Start

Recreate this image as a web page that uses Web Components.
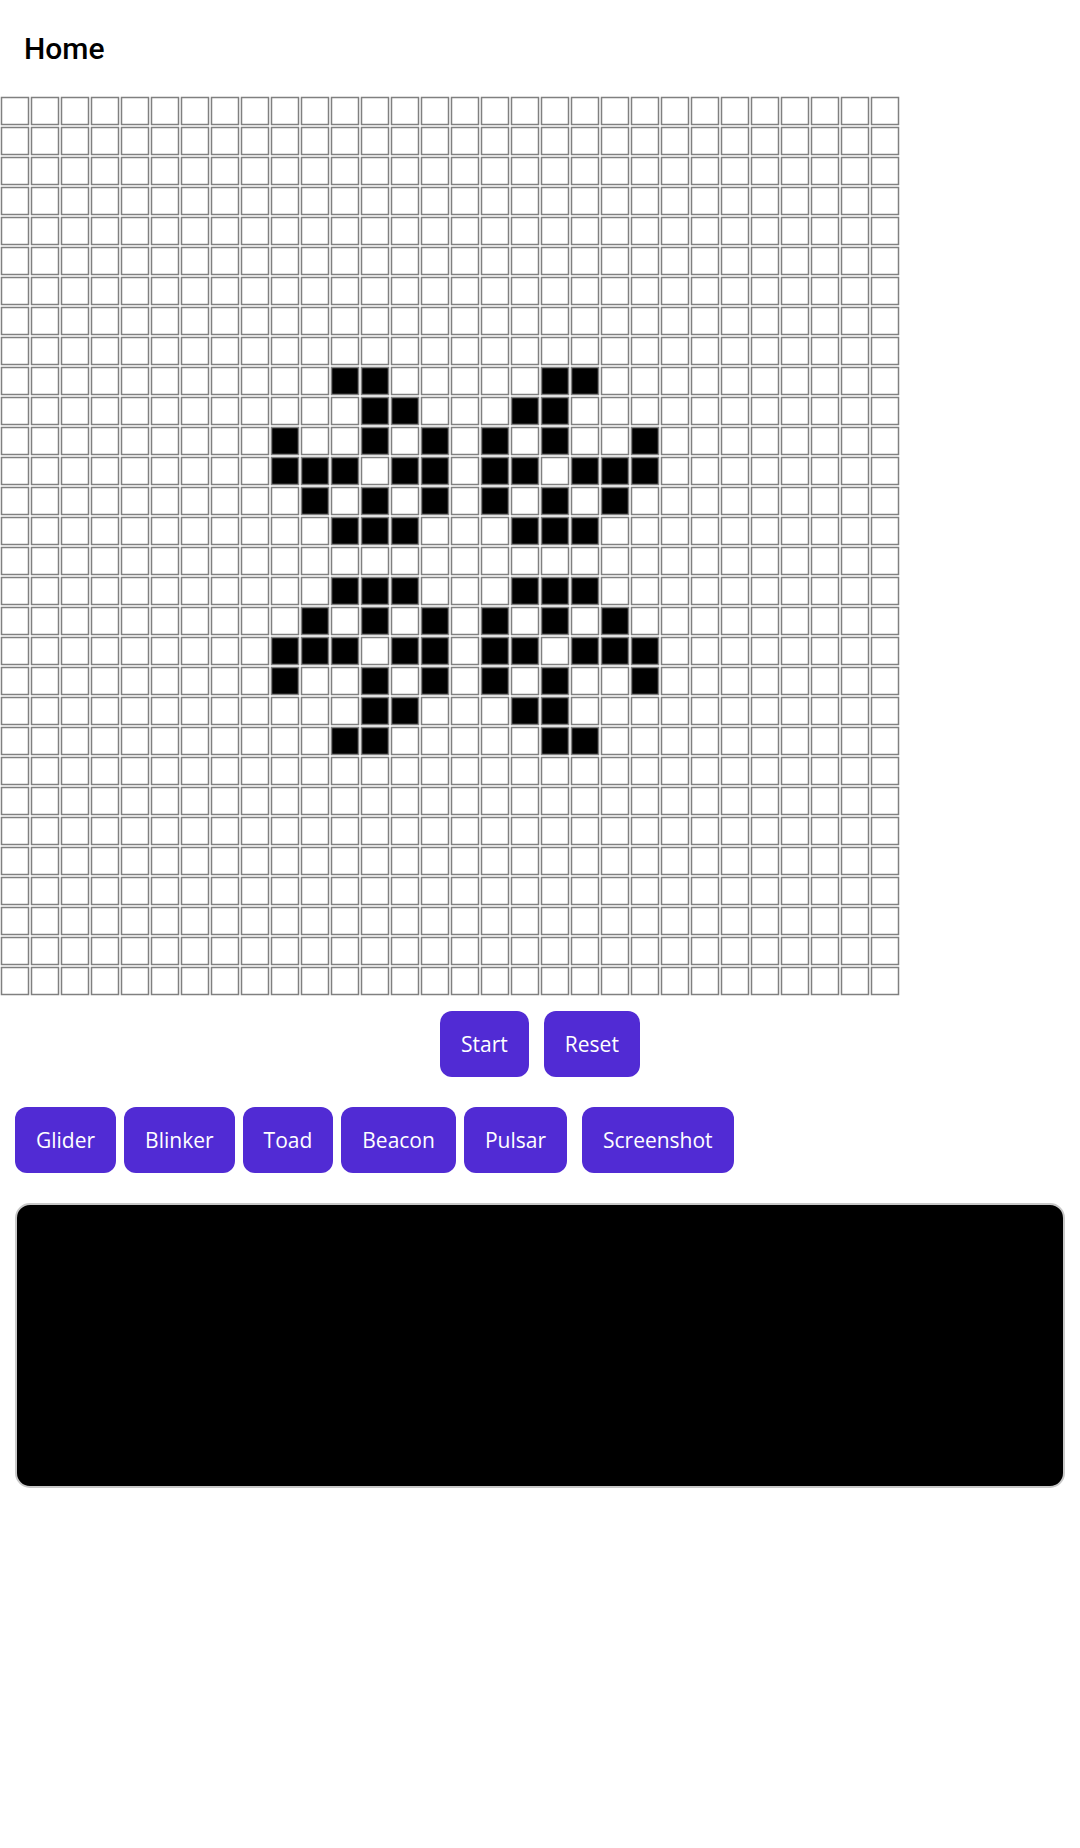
<!DOCTYPE html>
<html lang="en">
<head>
<meta charset="utf-8">
<meta name="viewport" content="width=device-width, initial-scale=1">
<title>Home</title>
<style>
  body { margin: 0; background: #fff; font-family: "Open Sans", sans-serif; }
</style>
</head>
<body>
<life-page>
  <page-title slot="header">Home</page-title>
  <life-board></life-board>
  <button-row align="center">
    <action-button>Start</action-button>
    <action-button>Reset</action-button>
  </button-row>
  <button-row>
    <button-group>
      <action-button pattern="glider">Glider</action-button>
      <action-button pattern="blinker">Blinker</action-button>
      <action-button pattern="toad">Toad</action-button>
      <action-button pattern="beacon">Beacon</action-button>
      <action-button pattern="pulsar">Pulsar</action-button>
    </button-group>
    <action-button>Screenshot</action-button>
  </button-row>
  <shot-frame></shot-frame>
</life-page>
<script>
  const define = (name, markup, setup) => {
    const template = document.createElement('template');
    template.innerHTML = markup;
    customElements.define(name, class extends HTMLElement {
      constructor() {
        super();
        this.attachShadow({ mode: 'open' }).append(template.content.cloneNode(true));
        if (setup) setup(this.shadowRoot);
      }
    });
  };

  define('life-page', `
    <style>
      :host { display: flex; flex-direction: column; min-height: 100vh; }
      main { display: flex; flex-direction: column; }
    </style>
    <header><slot name="header"></slot></header>
    <main><slot></slot></main>`);

  define('page-title', `
    <style>
      :host { display: block; padding: 31px 24px 29px; }
      h1 { margin: 0; font: 500 30px/36px Roboto, sans-serif; color: #000; }
    </style>
    <h1><slot></slot></h1>`);

  define('button-row', `
    <style>
      :host { display: flex; flex-wrap: wrap; gap: 15px; padding: 15px; }
      :host([align="center"]) { justify-content: center; }
    </style>
    <slot></slot>`);

  define('button-group', `
    <style>:host { display: flex; flex-wrap: wrap; gap: 8px; }</style>
    <slot></slot>`);

  define('action-button', `
    <style>
      :host { display: block; }
      button {
        display: block; height: 66px; padding: 0 21px; border: 0; border-radius: 12px;
        background: #512bd4; color: #fff; font: 400 21px/30px "Open Sans", sans-serif;
        font-kerning: none; cursor: pointer;
      }
    </style>
    <button type="button"><slot></slot></button>`);

  define('shot-frame', `
    <style>
      :host {
        display: block; box-sizing: border-box; height: 285px; margin: 15px;
        border: 2px solid #c8c8c8; border-radius: 15px; background: #000;
      }
    </style>`);

  const SIZE = 30;
  const CELL = 30;
  // Live columns of each row; the top half is mirrored below the centre row.
  const half = {
    9: [11, 12, 18, 19],
    10: [12, 13, 17, 18],
    11: [9, 12, 14, 16, 18, 21],
    12: [9, 10, 11, 13, 14, 16, 17, 19, 20, 21],
    13: [10, 12, 14, 16, 18, 20],
    14: [11, 12, 13, 17, 18, 19]
  };
  const isAlive = (row, col) => (half[row > 15 ? 30 - row : row] || []).includes(col);

  define('life-board', `
    <style>
      :host { display: block; overflow: hidden; }
      svg { display: block; }
      rect { fill: #fff; stroke: #808080; stroke-width: 1.5; }
      .alive { fill: #000; }
    </style>
    <svg role="img" aria-label="Game of Life board"></svg>`, root => {
    const svg = root.querySelector('svg');
    svg.setAttribute('width', SIZE * CELL);
    svg.setAttribute('height', SIZE * CELL);
    for (let row = 0; row < SIZE; row++) {
      for (let col = 0; col < SIZE; col++) {
        const rect = document.createElementNS('http://www.w3.org/2000/svg', 'rect');
        rect.setAttribute('x', col * CELL + 1.5);
        rect.setAttribute('y', row * CELL + 1.5);
        rect.setAttribute('width', CELL - 3);
        rect.setAttribute('height', CELL - 3);
        if (isAlive(row, col)) rect.setAttribute('class', 'alive');
        svg.append(rect);
      }
    }
  });
</script>
</body>
</html>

End

Gather each line in the data that holds the string "this".

=== Response to the task ===
Recreate this image as a web page that uses Web Components.
        this.attachShadow({ mode: 'open' }).append(template.content.cloneNode(true));
        if (setup) setup(this.shadowRoot);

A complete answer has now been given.